藤本先生のアシスタントとなったむぎわらは、様々な初体験に七転八倒するも、時に先生より指導を受け励まされ、時に雑談を交し経験を重ね、先生の人格に影響を受けながら成長していった。だが、むぎわらがチーフアシになった頃から、藤本先生の体調は少しずつ悪化していった。そして1996年に『のび太のねじ巻き都市冒険記』が始まると、むぎわらの手に渡されたのは冒頭4枚のカラー原稿と残る原稿の下絵だった。下絵には藤本先生から「ペンも入れてください」という指示があった。それまでキャラクターには必ず手ずからペンを入れていた藤本先生からの、その指示はむぎわらを驚愕させる。試行錯誤を重ねながら原稿を完成させると、次に渡されたのは、むぎわらが作り上げた原稿のコピーと、それに対する採点ともいえる詳細な注意事項(ダメ出し)のメモだった。そして再び下絵のみで託された『ねじ巻き都市』第2回目の原稿に対し、むぎわらは前回の注意事項に沿いながらこれを完成させ、その原稿を藤本先生の元へと持って行き、確認と了承を願いに行く。結果は合格。藤本先生からは「これだけ描けるのなら、もっといろいろまかせればよかったよ」との言葉を貰う。むぎわらは感激したが、それが彼が藤本先生からもらった最期の言葉となった。そして運命の1996年9月23日早朝、むぎわらの元に藤本先生の訃報が届く。むぎわらはその時『ドラえもん』という作品の終焉を、『ねじ巻き都市』の未完化を覚悟した。

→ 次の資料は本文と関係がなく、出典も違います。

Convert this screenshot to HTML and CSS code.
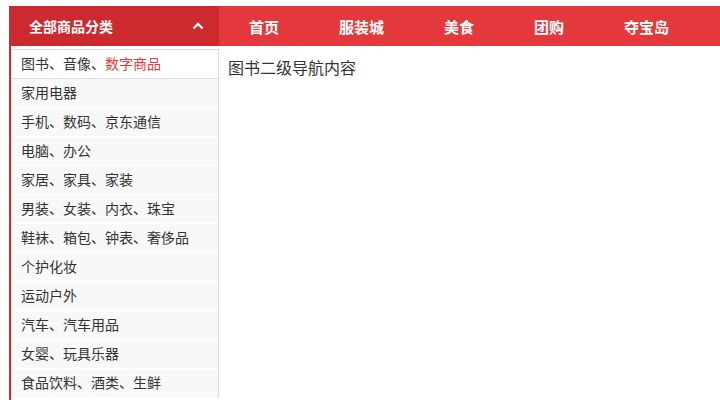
FILE: index.html
```html
<!DOCTYPE html>
<html lang="zh-CN">
<head>
    <meta charset="UTF-8">
    <meta name="viewport" content="width=device-width, initial-scale=1.0">
    <title>全部商品分类</title>
    <link rel="stylesheet" href="styles.css">
</head>
<body>
    <div class="wrapper">
        <!-- 左侧分类 -->
        <div class="sidebar">
            <div class="sidebar-title">
                <span>全部商品分类</span>
                <svg class="arrow" width="12" height="8" viewBox="0 0 12 8">
                    <polyline points="1.5,6.5 6,2 10.5,6.5" fill="none" stroke="#fff" stroke-width="2.4"/>
                </svg>
            </div>
            <ul class="category-list">
                <li class="active">图书、音像、<span class="hot">数字商品</span></li>
                <li>家用电器</li>
                <li>手机、数码、京东通信</li>
                <li>电脑、办公</li>
                <li>家居、家具、家装</li>
                <li>男装、女装、内衣、珠宝</li>
                <li>鞋袜、箱包、钟表、奢侈品</li>
                <li>个护化妆</li>
                <li>运动户外</li>
                <li>汽车、汽车用品</li>
                <li>女婴、玩具乐器</li>
                <li>食品饮料、酒类、生鲜</li>
            </ul>
        </div>

        <!-- 主导航 -->
        <div class="main">
            <ul class="nav">
                <li>首页</li>
                <li>服装城</li>
                <li>美食</li>
                <li>团购</li>
                <li>夺宝岛</li>
            </ul>
            <div class="sub-content">图书二级导航内容</div>
        </div>
    </div>
</body>
</html>
```

FILE: styles.css
```css
/* Page */
body {
    margin: 6px 0 0 9px;
    font-family: "Noto Sans CJK SC", "Liberation Sans", sans-serif;
    color: #333;
    background: #fff;
}

ul {
    list-style: none;
    margin: 0;
    padding: 0;
}

.wrapper {
    display: flex;
    align-items: flex-start;
}

/* Left category column */
.sidebar {
    width: 208px;
    border-left: 2px solid #cc2a2e;
    padding-bottom: 10px;
}

.sidebar-title {
    height: 40px;
    margin-left: -2px;
    padding: 0 15px 0 20px;
    background: #cc2a2e;
    color: #fff;
    font-size: 14px;
    font-weight: bold;
    display: flex;
    align-items: center;
    justify-content: space-between;
}

.arrow {
    display: block;
    margin-top: -1px;
}

.category-list {
    margin-top: 3px;
    border-top: 1px solid #ddd;
    border-right: 1px solid #ddd;
}

.category-list li {
    height: 28px;
    line-height: 26px;
    padding-left: 10px;
    padding-bottom: 2px;
    box-sizing: border-box;
    height: 29px;
    font-size: 14px;
    color: #333;
    background: #f8f8f8;
    border-bottom: 1px solid #fff;
    white-space: nowrap;
}

.category-list li.active {
    background: #fff;
    border-bottom-color: #ddd;
}

.hot {
    color: #e4393c;
}

/* Right side */
.main {
    flex: 1;
}

.nav {
    height: 40px;
    background: #e3393d;
    display: flex;
    align-items: center;
}

.nav li {
    padding: 0 30px;
    color: #fff;
    font-size: 15px;
    font-weight: bold;
}

.sub-content {
    padding: 9px 9px;
    font-size: 16px;
    color: #333;
}
```
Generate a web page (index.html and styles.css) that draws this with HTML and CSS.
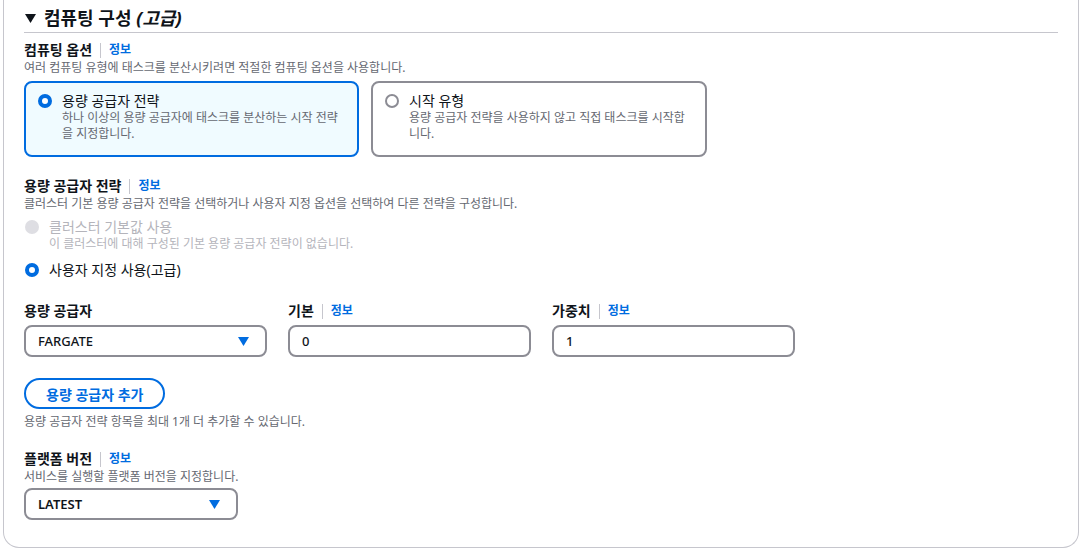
FILE: index.html
```html
<!DOCTYPE html>
<html lang="ko">
<head>
<meta charset="utf-8">
<link rel="stylesheet" href="styles.css">
</head>
<body>
<div class="panel">
  <div class="title">
    <svg class="caret-down" width="11" height="9" viewBox="0 0 11 9"><polygon points="0,0 11,0 5.5,9" fill="#0f141a"/></svg>
    <span>컴퓨팅 구성 <em>(고급)</em></span>
  </div>

  <div class="field first">
    <div class="label">컴퓨팅 옵션<span class="sep"></span><a class="info">정보</a></div>
    <div class="desc">여러 컴퓨팅 유형에 태스크를 분산시키려면 적절한 컴퓨팅 옵션을 사용합니다.</div>
    <div class="tiles">
      <div class="tile selected">
        <span class="radio on"></span>
        <div class="tile-text">
          <div class="opt">용량 공급자 전략</div>
          <div class="desc">하나 이상의 용량 공급자에 태스크를 분산하는 시작 전략을 지정합니다.</div>
        </div>
      </div>
      <div class="tile">
        <span class="radio"></span>
        <div class="tile-text">
          <div class="opt">시작 유형</div>
          <div class="desc">용량 공급자 전략을 사용하지 않고 직접 태스크를 시작합니다.</div>
        </div>
      </div>
    </div>
  </div>

  <div class="field strategy">
    <div class="label">용량 공급자 전략<span class="sep"></span><a class="info">정보</a></div>
    <div class="desc">클러스터 기본 용량 공급자 전략을 선택하거나 사용자 지정 옵션을 선택하여 다른 전략을 구성합니다.</div>
    <div class="option disabled">
      <span class="radio dis"></span>
      <div>
        <div class="opt">클러스터 기본값 사용</div>
        <div class="desc">이 클러스터에 대해 구성된 기본 용량 공급자 전략이 없습니다.</div>
      </div>
    </div>
    <div class="option custom">
      <span class="radio on"></span>
      <div class="opt">사용자 지정 사용(고급)</div>
    </div>
  </div>

  <div class="row">
    <div class="col">
      <div class="label">용량 공급자</div>
      <div class="input select"><span>FARGATE</span><svg width="11" height="9" viewBox="0 0 11 9"><polygon points="0,0 11,0 5.5,9" fill="#006ce0"/></svg></div>
    </div>
    <div class="col">
      <div class="label">기본<span class="sep"></span><a class="info">정보</a></div>
      <div class="input"><span>0</span></div>
    </div>
    <div class="col">
      <div class="label">가중치<span class="sep"></span><a class="info">정보</a></div>
      <div class="input"><span>1</span></div>
    </div>
  </div>

  <button class="btn">용량 공급자 추가</button>
  <div class="desc hint">용량 공급자 전략 항목을 최대 1개 더 추가할 수 있습니다.</div>

  <div class="field platform">
    <div class="label">플랫폼 버전<span class="sep"></span><a class="info">정보</a></div>
    <div class="desc">서비스를 실행할 플랫폼 버전을 지정합니다.</div>
    <div class="input select latest"><span>LATEST</span><svg width="11" height="9" viewBox="0 0 11 9"><polygon points="0,0 11,0 5.5,9" fill="#006ce0"/></svg></div>
  </div>
</div>
</body>
</html>
```

FILE: styles.css
```css
* { box-sizing: border-box; }
html, body { margin: 0; padding: 0; background: #ffffff; }
body {
  font-family: "Noto Sans", "Noto Sans CJK KR", sans-serif;
  color: #0f141a;
  width: 1082px;
  height: 550px;
  overflow: hidden;
}
.panel {
  margin: 0 3px 0 3px;
  width: 1076px;
  border: 1px solid #c6c6cd;
  border-top: none;
  border-radius: 0 0 16px 16px;
  padding: 0 20px 27px 20px;
}
.title {
  display: flex;
  align-items: center;
  gap: 8px;
  padding: 7px 0 3px 1px;
  line-height: 22px;
  font-size: 18px;
  font-weight: 700;
  border-bottom: 1px solid #c6c6cd;
}
.title em { font-style: italic; }
.caret-down { display: block; }
.label {
  display: flex;
  align-items: center;
  font-size: 14px;
  font-weight: 700;
  line-height: 20px;
}
.sep {
  display: inline-block;
  width: 1px;
  height: 15px;
  background: #c6c6cd;
  margin: 0 8px;
}
.info {
  color: #006ce0;
  font-size: 12px;
  font-weight: 700;
}
.desc {
  font-size: 12px;
  line-height: 16px;
  color: #656871;
}
.field.first { margin-top: 7px; }
.tiles {
  display: grid;
  grid-template-columns: 335px 336px;
  gap: 12px;
  margin-top: 5px;
}
.tile {
  display: flex;
  align-items: flex-start;
  gap: 10px;
  border: 2px solid #8c8c94;
  border-radius: 8px;
  padding: 9px 12px 13px 12px;
  background: #ffffff;
}
.tile.selected {
  border-color: #006ce0;
  background: #f0fbff;
}
.opt {
  font-size: 14px;
  line-height: 18px;
}
.radio {
  flex: none;
  width: 14px;
  height: 14px;
  border-radius: 50%;
  border: 2px solid #8c8c94;
  background: #ffffff;
  margin-top: 2px;
}
.radio.on { border: 4px solid #006ce0; }
.radio.dis { border: none; background: #dedee3; }
.field.strategy { margin-top: 19px; }
.option {
  display: flex;
  align-items: flex-start;
  gap: 10px;
  margin-top: 6px;
  padding-left: 1px;
}
.option.disabled .opt,
.option.disabled .desc { color: #b4b4bb; }
.option.custom { margin-top: 9px; }
.row {
  display: grid;
  grid-template-columns: 243px 243px 243px;
  gap: 21px;
  margin-top: 22px;
}
.col .label { margin-bottom: 4px; }
.input {
  display: flex;
  align-items: center;
  justify-content: space-between;
  height: 32px;
  border: 2px solid #8c8c94;
  border-radius: 8px;
  padding: 0 16px 0 12px;
  font-size: 13px;
  font-weight: 500;
  color: #0f141a;
  background: #ffffff;
}
.input svg { display: block; }
.btn {
  display: block;
  margin-top: 21px;
  height: 31px;
  padding: 0 20px;
  border: 2px solid #006ce0;
  border-radius: 20px;
  background: #ffffff;
  color: #006ce0;
  font-family: inherit;
  font-size: 14px;
  font-weight: 700;
}
.hint { margin-top: 5px; }
.field.platform { margin-top: 19px; }
.field.platform .desc { margin-bottom: 3px; }
.input.latest { width: 214px; font-weight: 600; }
```
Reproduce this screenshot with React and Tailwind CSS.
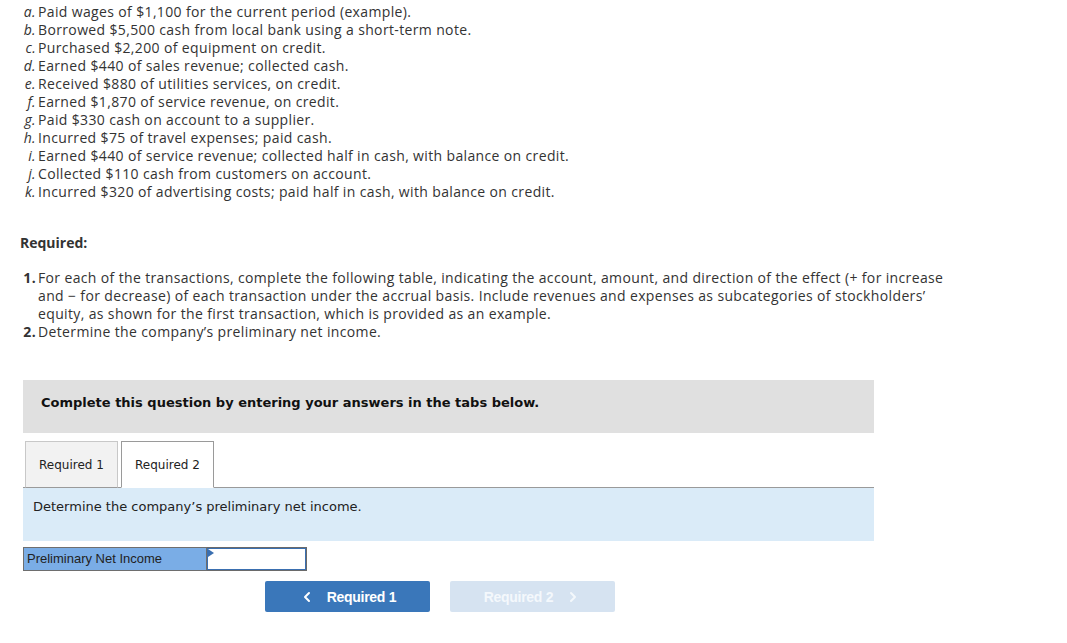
import { ChevronLeft, ChevronRight } from "lucide-react";

const transactions = [
  ["a.", "Paid wages of $1,100 for the current period (example)."],
  ["b.", "Borrowed $5,500 cash from local bank using a short-term note."],
  ["c.", "Purchased $2,200 of equipment on credit."],
  ["d.", "Earned $440 of sales revenue; collected cash."],
  ["e.", "Received $880 of utilities services, on credit."],
  ["f.", "Earned $1,870 of service revenue, on credit."],
  ["g.", "Paid $330 cash on account to a supplier."],
  ["h.", "Incurred $75 of travel expenses; paid cash."],
  ["i.", "Earned $440 of service revenue; collected half in cash, with balance on credit."],
  ["j.", "Collected $110 cash from customers on account."],
  ["k.", "Incurred $320 of advertising costs; paid half in cash, with balance on credit."],
];

export default function App() {
  return (
    <div className="min-h-[643px] bg-white pl-[20px] pt-[3px] text-[#333] font-['Open_Sans',sans-serif] text-[14px] leading-[18px]">
      {/* transaction list */}
      <div className="tracking-[0.36px]">
        {transactions.map(([label, text]) => (
          <div key={label} className="flex">
            <span className="w-[16px] text-right italic shrink-0">{label}</span>
            <span className="ml-[2px]">{text}</span>
          </div>
        ))}
      </div>

      <div className="mt-[33px] font-bold">Required:</div>

      <ol className="mt-[17px] w-[945px] tracking-[0.36px]">
        <li className="flex">
          <span className="w-[16px] shrink-0 text-right font-bold">1.</span>
          <span className="ml-[2px]">
            For each of the transactions, complete the following table, indicating the account, amount, and direction of
            the effect (+ for increase and − for decrease) of each transaction under the accrual basis. Include revenues
            and expenses as subcategories of stockholders’ equity, as shown for the first transaction, which is provided
            as an example.
          </span>
        </li>
        <li className="flex">
          <span className="w-[16px] shrink-0 text-right font-bold">2.</span>
          <span className="ml-[2px]">Determine the company’s preliminary net income.</span>
        </li>
      </ol>

      <div className="ml-[3px] w-[851px] font-['DejaVu_Sans',Verdana,sans-serif]">
        <div className="mt-[39px] h-[53px] bg-[#e0e0e0] px-[18px] pt-[14px] text-[13px] font-bold text-[#111]">
          Complete this question by entering your answers in the tabs below.
        </div>

        {/* tabs */}
        <div className="mt-[8px] flex gap-[3px] border-b border-[#9a9a9a] pl-[2px] text-[12px] text-[#222]">
          <div className="-mb-px flex h-[47px] w-[93px] items-center justify-center border border-b-[#9a9a9a] border-[#c8c8c8] bg-[#f2f2f2]">
            Required 1
          </div>
          <div className="-mb-px flex h-[47px] w-[93px] items-center justify-center border border-[#9a9a9a] border-b-white bg-white">
            Required 2
          </div>
        </div>

        <div className="h-[53px] bg-[#daebf8] px-[10px] pt-[10px] text-[13px] text-[#222]">
          Determine the company’s preliminary net income.
        </div>

        {/* answer row */}
        <div className="mt-[6px] flex h-[24px] w-[284px] font-['Liberation_Sans',Arial,sans-serif] text-[13px]">
          <div className="flex w-[184px] items-center border border-[#6e6e6e] bg-[#7aade6] pl-[3px] text-[#222]">
            Preliminary Net Income
          </div>
          <div className="relative w-[100px] border border-[#6a6a6a] border-l-0 bg-white shadow-[inset_0_0_0_1px_#3a6fb0]">
            <span className="absolute left-[1px] top-[1px] h-0 w-0 border-y-[4px] border-l-[6px] border-y-transparent border-l-[#3a6fb0]" />
          </div>
        </div>

        {/* nav buttons */}
        <div className="mt-[10px] flex gap-[20px] pl-[242px] font-['Liberation_Sans',Arial,sans-serif] text-[14px] font-bold">
          <button className="flex h-[31px] w-[165px] items-center justify-center gap-[12px] rounded-[2px] bg-[#3a77ba] text-white">
            <ChevronLeft size={16} strokeWidth={3} />
            <span className="tracking-[-0.3px]">Required 1</span>
          </button>
          <button className="flex h-[31px] w-[165px] items-center justify-center gap-[12px] rounded-[2px] bg-[#d6e3f1] text-[#f4f8fc]">
            <span className="tracking-[-0.3px]">Required 2</span>
            <ChevronRight size={16} strokeWidth={3} />
          </button>
        </div>
      </div>
    </div>
  );
}
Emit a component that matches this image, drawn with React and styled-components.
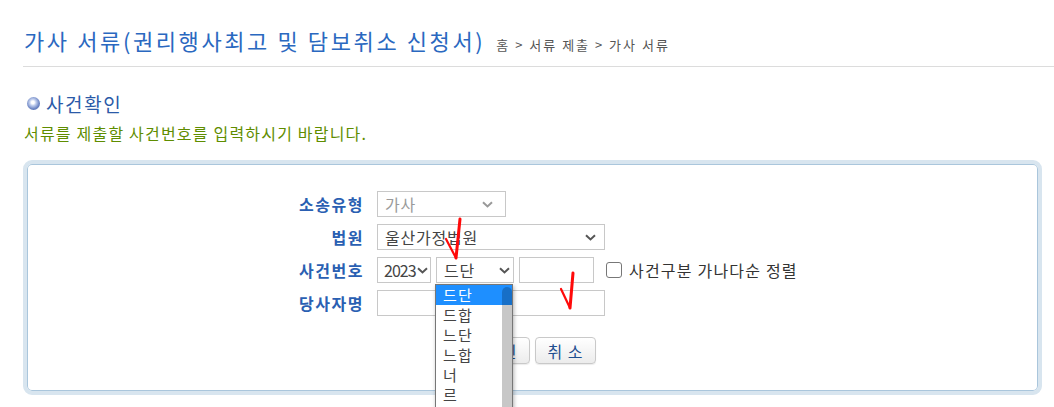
import React from "react";
import styled, { createGlobalStyle } from "styled-components";

const Global = createGlobalStyle`
  html, body { margin: 0; padding: 0; overflow: hidden; background: #fff; }
  body { font-family: "Noto Sans CJK KR", "Noto Sans", sans-serif; color: #333; }
  * { box-sizing: border-box; }
`;

const Page = styled.div`
  position: relative;
  width: 1054px;
  height: 407px;
  padding: 0 12px 0 23px;
  overflow: hidden;
`;

const Header = styled.div`
  display: flex;
  align-items: baseline;
  gap: 11px;
  height: 67px;
  padding: 25px 0 0 1px;
  margin-right: -12px;
  border-bottom: 1px solid #dcdcdc;
`;

const Title = styled.h1`
  margin: 0;
  font-size: 22px;
  font-weight: 400;
  letter-spacing: 2.6px;
  color: #2a68c0;
  line-height: 30px;
`;

const Crumbs = styled.span`
  font-size: 13px;
  letter-spacing: 2px;
  color: #555;
`;

const Section = styled.div`
  display: flex;
  align-items: center;
  gap: 6px;
  margin: 23px 0 0 4px;
  height: 26px;
`;

const Bullet = styled.span`
  width: 13px;
  height: 13px;
  border-radius: 50%;
  background: radial-gradient(circle at 45% 42%, #ffffff 0 14%, #c3d0ee 30%, #7189c6 60%, #3a5598 100%);
`;

const SectionTitle = styled.h2`
  margin: 0;
  font-size: 19px;
  font-weight: 400;
  letter-spacing: 1.6px;
  color: #2b5aa8;
`;

const Guide = styled.p`
  margin: 7px 0 0 1px;
  font-size: 16px;
  letter-spacing: 1.2px;
  color: #5f8d00;
  line-height: 20px;
`;

const Box = styled.div`
  margin-top: 17px;
  width: 1019px;
  height: 235px;
  border: 4px solid #d8e5ef;
  border-radius: 9px;
  box-shadow: inset 0 0 0 1px #aac6dc;
  padding-top: 27px;
`;

const Form = styled.div`
  display: grid;
  grid-template-columns: 336px auto;
  column-gap: 14px;
  row-gap: 7px;
  align-items: center;
`;

const Label = styled.label`
  justify-self: end;
  margin-right: -1px;
  font-size: 16px;
  font-weight: 700;
  letter-spacing: 1.5px;
  color: #2a5fb2;
`;

const Controls = styled.div`
  display: flex;
  align-items: center;
  gap: ${(p) => p.$gap || 5}px;
  height: 26px;
`;

const FakeSelect = styled.div`
  display: flex;
  align-items: center;
  justify-content: space-between;
  width: ${(p) => p.$w}px;
  height: 26px;
  padding: 0 ${(p) => p.$pr ?? 4}px 0 ${(p) => p.$pl ?? 7}px;
  border: 1px solid #c8c8c8;
  background: #fff;
  font-size: 16px;
  letter-spacing: ${(p) => p.$ls ?? 0.8}px;
  color: ${(p) => (p.$disabled ? "#9a9a9a" : "#444")};
  white-space: nowrap;
  overflow: hidden;
`;

const Chevron = ({ color = "#555" }) => (
  <svg width="11" height="7" viewBox="0 0 11 7">
    <path d="M1 1.2 L5.5 5.4 L10 1.2" fill="none" stroke={color} strokeWidth="2" />
  </svg>
);

const TextInput = styled.input`
  width: ${(p) => p.$w}px;
  height: 26px;
  border: 1px solid #c8c8c8;
  padding: 0 4px;
  font: inherit;
  outline: none;
`;

const Check = styled.input.attrs({ type: "checkbox" })`
  appearance: none;
  width: 16px;
  height: 16px;
  margin: 0 0 0 7px;
  border: 1.5px solid #777;
  border-radius: 3px;
  background: #fff;
`;

const CheckLabel = styled.span`
  font-size: 16px;
  letter-spacing: 1.2px;
  color: #333;
  margin-left: 2px;
`;

const Buttons = styled.div`
  display: flex;
  justify-content: center;
  gap: 5px;
  margin-top: 21px;
`;

const Button = styled.button`
  width: 61px;
  height: 27px;
  border: 1px solid #c9c9c9;
  border-radius: 4px;
  background: linear-gradient(#ffffff, #ececec);
  box-shadow: 0 1px 1px rgba(0, 0, 0, 0.08);
  font-family: inherit;
  font-size: 16px;
  letter-spacing: 1px;
  color: #1f4f8f;
  padding: 0;
`;

const Dropdown = styled.ul`
  position: absolute;
  left: 435px;
  top: 284px;
  width: 78px;
  height: 150px;
  margin: 0;
  padding: 0;
  list-style: none;
  background: #fff;
  border: 1px solid #777;
  box-shadow: 1px 2px 4px rgba(0, 0, 0, 0.3);
  overflow: hidden;
`;

const Option = styled.li`
  height: 20px;
  line-height: 20px;
  padding-left: 7px;
  font-size: 15px;
  letter-spacing: 1.2px;
  color: ${(p) => (p.$active ? "#fff" : "#444")};
  background: ${(p) => (p.$active ? "#1e8fff" : "transparent")};
`;

const Thumb = styled.span`
  position: absolute;
  right: 0;
  top: 2px;
  width: 10px;
  bottom: 0;
  border-radius: 5px 5px 0 0;
  background: rgba(0, 0, 0, 0.22);
`;

const Marks = styled.svg`
  position: absolute;
  left: 0;
  top: 0;
  pointer-events: none;
`;

const options = ["드단", "드합", "느단", "느합", "너", "르"];

export default function App() {
  return (
    <Page>
      <Global />
      <Header>
        <Title>가사 서류(권리행사최고 및 담보취소 신청서)</Title>
        <Crumbs>홈 &gt; 서류 제출 &gt; 가사 서류</Crumbs>
      </Header>
      <Section>
        <Bullet />
        <SectionTitle>사건확인</SectionTitle>
      </Section>
      <Guide>서류를 제출할 사건번호를 입력하시기 바랍니다.</Guide>
      <Box>
        <Form>
          <Label>소송유형</Label>
          <Controls>
            <FakeSelect $w={129} $disabled $pr={12}>
              가사 <Chevron color="#999" />
            </FakeSelect>
          </Controls>
          <Label>법원</Label>
          <Controls>
            <FakeSelect $w={228} $pr={8}>
              울산가정법원 <Chevron />
            </FakeSelect>
          </Controls>
          <Label>사건번호</Label>
          <Controls $gap={5}>
            <FakeSelect $w={54} $pl={6} $pr={2} $ls={-1}>
              2023 <Chevron />
            </FakeSelect>
            <FakeSelect $w={78} $pr={3}>
              드단 <Chevron />
            </FakeSelect>
            <TextInput $w={75} />
            <Check />
            <CheckLabel>사건구분 가나다순 정렬</CheckLabel>
          </Controls>
          <Label>당사자명</Label>
          <Controls>
            <TextInput $w={228} />
          </Controls>
        </Form>
        <Buttons>
          <Button>확 인</Button>
          <Button>취 소</Button>
        </Buttons>
      </Box>
      <Dropdown>
        {options.map((o, i) => (
          <Option key={o} $active={i === 0}>
            {o}
          </Option>
        ))}
        <Thumb />
      </Dropdown>
      <Marks width="1054" height="407" viewBox="0 0 1054 407">
        <g fill="none" stroke="#ff0a0a" strokeLinecap="round" strokeLinejoin="round">
          <path d="M446 239 L456 258" strokeWidth="2.2" />
          <path d="M456 258 L460 219" strokeWidth="3" />
          <path d="M561 289 L570 308" strokeWidth="2.2" />
          <path d="M570 308 L573 273" strokeWidth="3" />
        </g>
      </Marks>
    </Page>
  );
}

だが藤本先生の葬儀から一週間後の事。藤本家から、むぎわらの元に1本の電話が届く。それは藤本先生の遺稿らしきものがあるから見てほしい、というものだった。その電話によって急遽、藤本家に赴いたむぎわらが先生のご遺族が言うところの「遺稿」を見せてもらうと、それは『ねじ巻き都市』のラフコンテであった。それは全く原稿の体裁を成していなかったがラフとしては完成しており、むぎわらにはそのラフを元にした原稿が見えた。さらにラフに混ざって藤本先生が『ねじ巻き都市』用にまとめていたアイディアメモも見つかり、むぎわらは「これさえあれば描ける」事を確信。この事により、むぎわらは『ドラえもん』を「終わらせない」事を決意し、芝山努ら映画スタッフたちの力も借りて『のび太のねじ巻き都市冒険記』を完結へと導いた。

登場人物[編集]

むぎわらしんたろう
本作の執筆者であり、主人公。藤本先生(藤子・F・不二雄)にあこがれ、漫画家を目指す。第14回藤子不二雄賞佳作受賞者。授賞式では緊張で隣にいた男性受賞者のさとう氏の名前が呼ばれた時に間違って同時に立ってしまう。これが縁で藤子プロに入社し、藤本先生の作画アシスタント(弟子)として活動。最終的には藤子プロのチーフアシスタントとして藤本先生の最晩年に関わっていく事となる。
藤本弘 先生(藤子・F・不二雄
むぎわらの師。『ドラえもん』など多くの人気漫画を描いた漫画家。
平山隆
月刊コロコロコミック』3代目編集長。むぎわらに藤子プロの面接を受けさせる。
伊藤善章
藤子プロ社長(連載当時)・藤子・F・不二雄ミュージアム総館長。むぎわらがアシスタントだった頃は藤子プロのマネージャーを務めた。本作では藤子Fに次ぎ、むぎわらとの絡みが多く描かれる人物。
芝山努
ドラえもん (1979年のテレビアニメ)』のテレビ・映画監督。逝去した藤子Fにかわり、むぎわらが『ドラえもん のび太のねじ巻き都市冒険記』の執筆をする際に協力する。